Any good Southern author knows that conveying this grittiness is a mark of regional authenticity. The short stories of Faulkner are a good example. They always evoke for me a feeling of grittiness. But perhaps nothing I have read has made me feel more gritty, than the Russian novel, Crime and Punishment.
Crime and Punishment unfolds the mental anguish and moral dilemmas of Rodion Raskolnikov, an impoverished ex-student in St. Petersburg who murders an unscrupulous old pawnbroker for her money. Before the killing, Raskolnikov believes the money will liberate him from poverty and change his life for the better. Afterwards, however, he finds himself consumed with paranoia and self-loathing. All his justifications unravel as he struggles with guilt and horror and confronts the consequences of his crime. Dostoevsky’s work is a brutal character study in “urge to confess” and of the overwhelming power of guilt.
“The urge to confess” is a common theme in crime stories. Guilt is powerful, controlling, and irrepressible. We can rationalize it, conceal it, run from it, and attempt to mitigate it, but we cannot escape it. Guilt clings with the tenacity of an ant and is a “thorn in the flesh” that no self-help strategy can eradicate. As wise mentor once told me, “when people express guilt, don’t tell them they should not feel that way or that they are not guilty, but instruct them to confess.” The old saying, “confession is good for the soul” is very true.
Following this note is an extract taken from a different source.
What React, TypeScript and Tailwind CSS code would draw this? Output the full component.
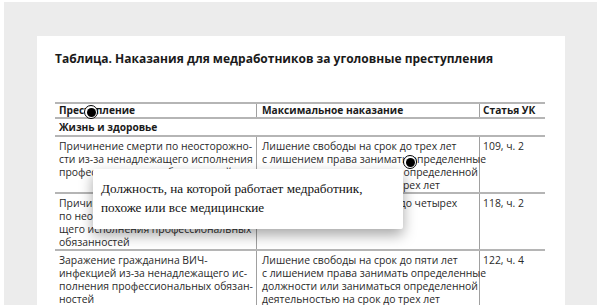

Solomon wisely instructed his sons, and successors, and us.
Whoever conceals his transgressions will not prosper,
Proverbs 28:13-14
but he who confesses and forsakes them will obtain mercy.
Blessed is the one who fears the Lord always,
but whoever hardens his heart will fall into calamity.
While confession is never easy, nor comfortable, the comfort it brings is powerful. Confession is the only way to deal with our guilt – because it depends upon another, alone, who has the power to release us through forgiveness. The ancient word for forgiveness, has at its root, to untie, or release. Like the Gordian knot, only confession, repentance, and forgiveness can untie the knots that sin and guilt tie in our lives. This is why confession is an essential part of worship.
Just as the Psalms form the “anatomy of all parts of the soul,” instructing us in the liturgy of prayer and worship, corporate worship sets before us the pattern of life with God and with others. Central to that pattern is the act of corporate confession and assurance of pardon. In confession we “agree with” God about the truth of our condition, unmasked as men of unclean lips, hands, and hearts among a people of unclean lips, hands, and hearts before a Holy God.
Every person in Scripture who came face to face with God through prophetic vision or theophany, was terrified. When Moses asked to see God’s glory, he was hidden in the cleft of the rock and only allowed to see God’s back. When Job demanded an audience with God, God confronted him out of a EF5 tornado. To enter God’s presence as a sinner is to invite death and terror. Unless, there is one who can cover us and mediate for us.
Job’s fear was that “there is no arbiter between [God and I], who might lay his hand on us both. Let him take his rod away from me, and let not dread of him terrify me.” But the good news is that we do have a mediator in Christ. One who can lay his hand upon us both. One who has stood in the gap. One who has become sin for us that we might be accounted righteous in Him.
For we do not have a high priest who is unable to sympathize with our weaknesses, but one who in every respect has been tempted as we are, yet without sin. Let us then with confidence draw near to the throne of grace, that we may receive mercy and find grace to help in time of need.
Hebrews 4:15-16
It is God’s kindness in Christ that invites us to confess and find forgiveness and release from the Gordian knot of guilt. Have you learned to confess? Is confession a regular feature of your prayer life? Or have you tried to find every other way to rid your self of that one dark blot, that no soap or good works can wash away?